I assumed platform meant libraries rather than runtime, though of course I like to hear about runtime stuff. :-) By the word platform, most folks mean "what I can invoke" in available interfaces, as opposed to "how I can invent" in available infrastructure.

Yarkoni's blog post (on Python eating other languages' lunch, especially R's) seems to be mainly about more libraries appearing in Python to do what he previously did in R, which indicates a very healthy Python ecosystem. A desire to use one common tool when feasible seems perfectly rational.

Most languages seem capable of roughly similar feats, so I no longer expect much difference in the what gets done, as much as the how, when it comes to language choices. Crossing boundaries between systems is a source of cost and complexity, so there's good reason to stick with one PL as long as the cost/benefit analysis works out. (Sorry if this sounds banal when it's so close to common consensus.)

Almost all the design hobby work I do lately is about libraries affecting runtime, in a way mostly orthogonal to what you would do in a language on top. So there's almost no cause for me to discuss it here. Except I think there might be more things you can do in a PL if the runtime abstracts the OS, so it's feasible to do things we normally say only the OS does. But parity remains in what can be done in any PL when features are language agnostic.

Yeah, I figured the claim was

Yeah, I figured the claim was about libraries. But of course Yarkoni's post is mostly about Python+libraries compared to R+libraries.

I did mean the set of

I did mean the set of libraries, rather than the run time system

So you disagree with the

So you disagree with the claim that most scientific tasks Python libraries are getting to be as good, even if they are not there yet?

For me personally ggplot2 is

For me personally ggplot2 is still far superior to matplotlib. In other areas Python is getting there. Python is a pleasant language, and it is especially nice to stay in one language, rather than to have to export your data in language A to a file which is then read in language B to plot it, so I'm all for Python becoming the best tool in all areas.

ggplot for python.

Very nice, I'm going to try

Very nice, I'm going to try that out.

so I'm all for Python

so I'm all for Python becoming the best tool in all areas.

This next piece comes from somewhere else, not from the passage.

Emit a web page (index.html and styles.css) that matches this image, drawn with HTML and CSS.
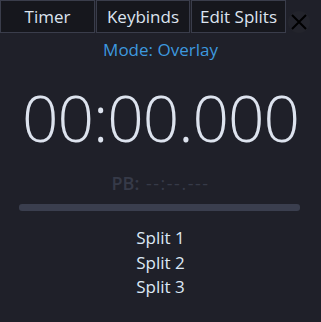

Except for programming, of course :)

true in bioinformatics

which makes me a teensy bit sad since i'm more of a static typing bigot. inside story from one place was that they started off with scala, but then got over-ridden since there's so much more in the way of desired 3rd party libraries for biotech in python, and since a lot of the non-cs-yet-programmer types were coming from a python background more than a statically typed one (let alone one that would be comfy with scala i guess).

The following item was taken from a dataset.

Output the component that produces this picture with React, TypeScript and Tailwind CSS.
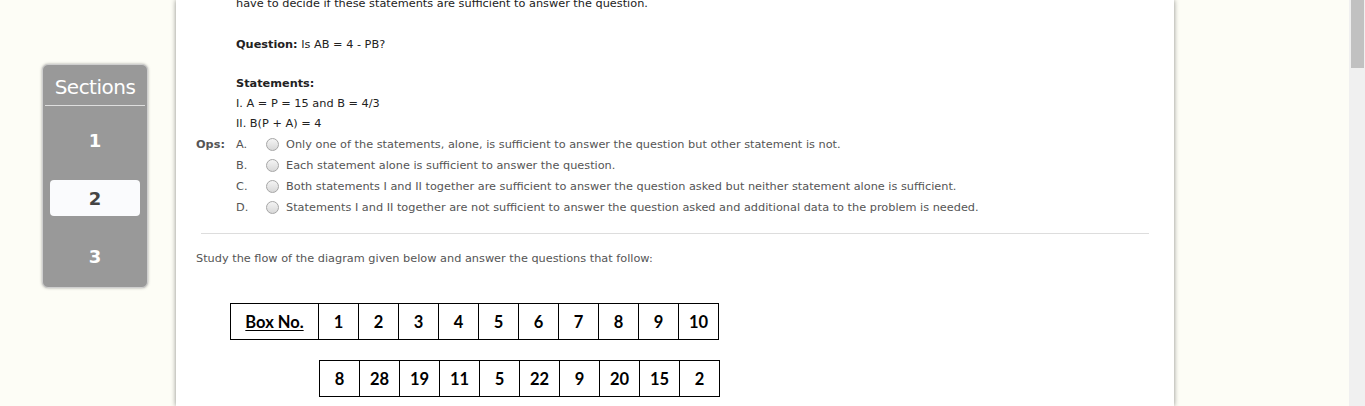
const options = [
  { key: 'A.', text: 'Only one of the statements, alone, is sufficient to answer the question but other statement is not.' },
  { key: 'B.', text: 'Each statement alone is sufficient to answer the question.' },
  { key: 'C.', text: 'Both statements I and II together are sufficient to answer the question asked but neither statement alone is sufficient.' },
  { key: 'D.', text: 'Statements I and II together are not sufficient to answer the question asked and additional data to the problem is needed.' },
];

const boxNumbers = ['1', '2', '3', '4', '5', '6', '7', '8', '9', '10'];
const boxValues = ['8', '28', '19', '11', '5', '22', '9', '20', '15', '2'];

function Radio() {
  return (
    <span className="inline-block w-[13px] h-[13px] rounded-full border border-[#a6a6a6] bg-linear-to-b from-[#f4f4f4] to-[#d8d8d8]" />
  );
}

function Sidebar() {
  const items = ['1', '2', '3'];
  return (
    <div className="mt-[64px] w-[106px] h-[224px] rounded-[6px] border border-[#cfcfcf] bg-[#999999] shadow-[0_0_3px_rgba(0,0,0,0.35)] flex flex-col">
      <div className="pt-[10px] pb-[6px] text-center text-[20px] leading-[24px] text-white tracking-[-0.5px]">Sections</div>
      <div className="mx-[2px] h-px bg-[#dedede]" />
      <div className="mt-[16px] flex flex-col gap-[22px]">
        {items.map((n) => (
          <div
            key={n}
            className={
              n === '2'
                ? 'mx-[7px] h-[36px] rounded-[4px] bg-[#fafbfd] flex items-center justify-center text-[18px] font-bold text-[#444444]'
                : 'mx-[7px] h-[36px] flex items-center justify-center text-[18px] font-bold text-white'
            }
          >
            {n}
          </div>
        ))}
      </div>
    </div>
  );
}

export default function App() {
  return (
    <div className="h-[406px] w-[1365px] overflow-hidden flex bg-[#fdfdf6] font-['DejaVu_Sans',sans-serif] text-[11.3px]">
      <div className="flex-1 flex">
        <div className="pl-[42px]">
          <Sidebar />
        </div>
        <div className="ml-[28px] w-[998px] h-full bg-white shadow-[0_0_5px_rgba(0,0,0,0.45)] px-[20px] leading-[20px]">
          <div className="pl-[40px] text-[#222222]">
            <p className="mt-[-6px]">have to decide if these statements are sufficient to answer the question.</p>
            <p className="mt-[21px]">
              <b>Question:</b> Is AB = 4 - PB?
            </p>
            <p className="mt-[19px] font-bold">Statements:</p>
            <p>I. A = P = 15 and B = 4/3</p>
            <p>II. B(P + A) = 4</p>
          </div>
          <div className="flex text-[#555555]">
            <div className="w-[40px] font-bold leading-[21px]">Ops:</div>
            <div className="flex flex-col">
              {options.map((o) => (
                <div key={o.key} className="h-[21px] flex items-center">
                  <span className="w-[30px]">{o.key}</span>
                  <Radio />
                  <span className="ml-[7px]">{o.text}</span>
                </div>
              ))}
            </div>
          </div>
          <div className="mt-[15px] mx-[5px] h-px bg-[#dddddd]" />
          <p className="mt-[15px] text-[#555555]">Study the flow of the diagram given below and answer the questions that follow:</p>
          <div className="mt-[34px] ml-[34px] font-['Lato',sans-serif] text-[16.5px] font-bold text-black">
            <div className="flex w-fit border-l border-t border-black">
              <div className="w-[88px] h-[36px] border-r border-b border-black flex items-center justify-center">
                <span className="underline underline-offset-2">Box No.</span>
              </div>
              {boxNumbers.map((n) => (
                <div key={n} className="w-[40px] h-[36px] border-r border-b border-black flex items-center justify-center">
                  {n}
                </div>
              ))}
            </div>
            <div className="mt-[20px] ml-[89px] flex w-fit border-l border-t border-black">
              {boxValues.map((n, i) => (
                <div key={i} className="w-[40px] h-[36px] border-r border-b border-black flex items-center justify-center">
                  {n}
                </div>
              ))}
            </div>
          </div>
        </div>
      </div>
      <div className="w-[16px] h-full bg-[#f0f0f0] flex justify-center">
        <div className="w-[13px] h-[68px] bg-[#c1c1c1]" />
      </div>
    </div>
  );
}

How useful and/or practical

How useful and/or practical is static typing (or strong typing?) in exploratory data analysis work? Not sure.
I recall some work on Haskell libraries for bioinformatics. I don't think it went very far.

i meant 'bioinformatics' in the widest sense

including: exploratory data anlaysis work; web sites to deal with biological samples; systems to correlate dna to predictions about getting diseases; controlling robots to do work on physical samples; etc.

also, if somebody came to me and said "my brand-new new-fangled algorithm-code i just whipped up here says you will die in 40 seconds (after lifting off from Kourou, French Guiana)... oh, wait, i screwed up the units here, hold on..., er, make that 40 years. i think. sorry, my bad!" i'd be annoyed. :-)

Symbolic vs. Numeric work

From what I can tell from people doing the sort of work I am mostly interested in, Mathematica is (still) the tool of choice for exploratory, conceptual, mostly symbolic work. I find it troubling like many others and it can complicate life even in an academic setting. For example, I am still looking for an non-Mathematica alternative to Dynamo, an evolutionary game theory toolkit, for a seminar I am giving next semester.

Another thing that concerns me, is this notebook industry. I wasn't particularly inspired by the browser-based model, though I haven't explored this too deeply. But as some mentioned in these discussions a model like ESS for R is more appealing. Now with org mode it seems a better approach for enabling reproducible exploratory research, right?